It all started with a phone call I shouldn’t have picked up. I am great at ignoring phone calls, but today, for some reason, I am hearing my father while I am in bed.
“Zaidy passed away last night can you take me to the airport and take over my business for a week?”
All the punctuation there is correct. There were no commas, no ellipsis and no exclamation marks. The flood of marks I saw was from me, not from the phone. All the phone gave was that little question mark at the end which asked for one thing: a mundane yes. Which it got, and two of them.
The ride and the business faded away and Zaidy came into my screen. He was there from then until now—and hour before the livayah–and he’s only getting stronger and stronger.
As I head to my father house, I was greeted with a good morning by an old friend. Today he tells me good morning? It’s not a good morning! Who says it’s a morning altogether. If Zaidy is not here, then maybe morning is also not here. Zaidy was always here. Zaidy never changed in my short 25 years. How can one phone call change it all?

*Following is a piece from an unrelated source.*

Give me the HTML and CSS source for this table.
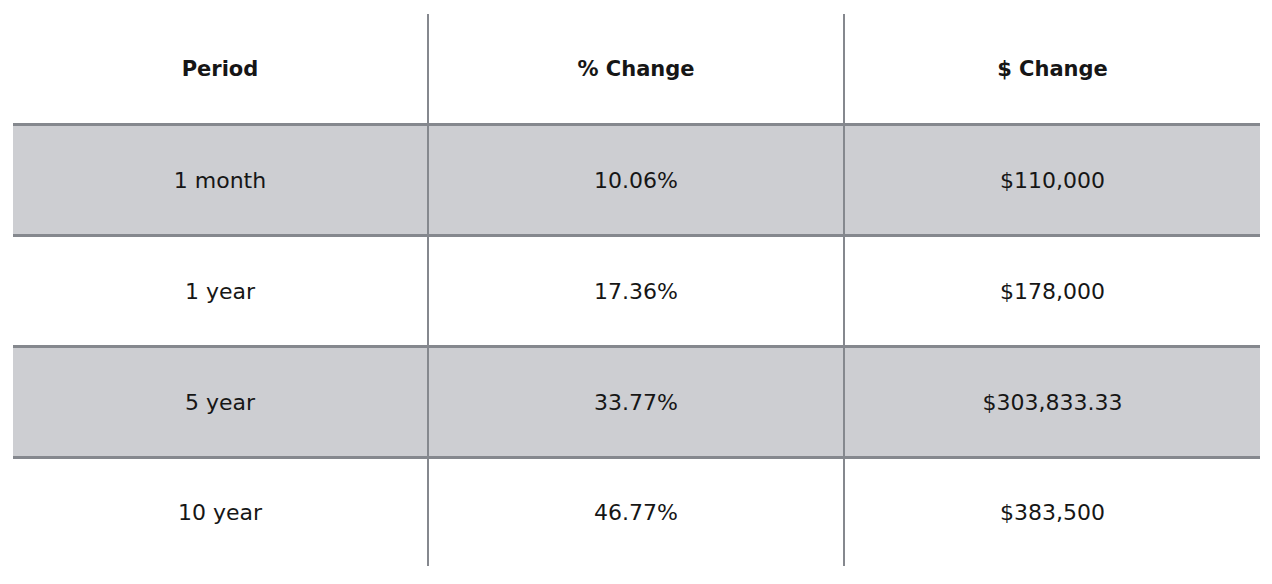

As I continued with my day, I realized that it was not just the phone call that was off, the whole day is; everything is different today. Everything is the same, but everything is different. Today zaidy is not here. And he will never be here again.
I come to my father’s house and see a man praying. Perhaps it’s good he’s praying, I have nothing to say to him anyway. But why is he praying? I never knew you have to pray when Zaidy is not here. It’s not a regular day, and on a not-regular day, regular things should not happen.
I didn’t even know that zaidy was sick—my father did not tell me. My father is a man who does not seek attention through pain, even—and especially—his own. For this reason he did not tell my siblings what happened today either, so I picked up my phone and spammed them this text:
BARUCH DAYAN EMES!!!
ZAIDY PASSED AWAY LAST NIGHT!
TATTY IS FLYING FROM
NEWARK AT 1:15
I am bombarded with details. How did it happen? When did it happen? Where did it happen? But in all of these questions, I see one painful thought: how is it possible for zaidy to leave us.
Yes it’s painful, and that’s my point today.
Zaidy was 93, but to me he was Zaidy. To me he was Zaidy from Eretz Yisroel. To me he was my Tatty’s Tatty. He was the one who made sure I was not on the bus that blew up. He was the one who made sure I did not die, and today he died himself?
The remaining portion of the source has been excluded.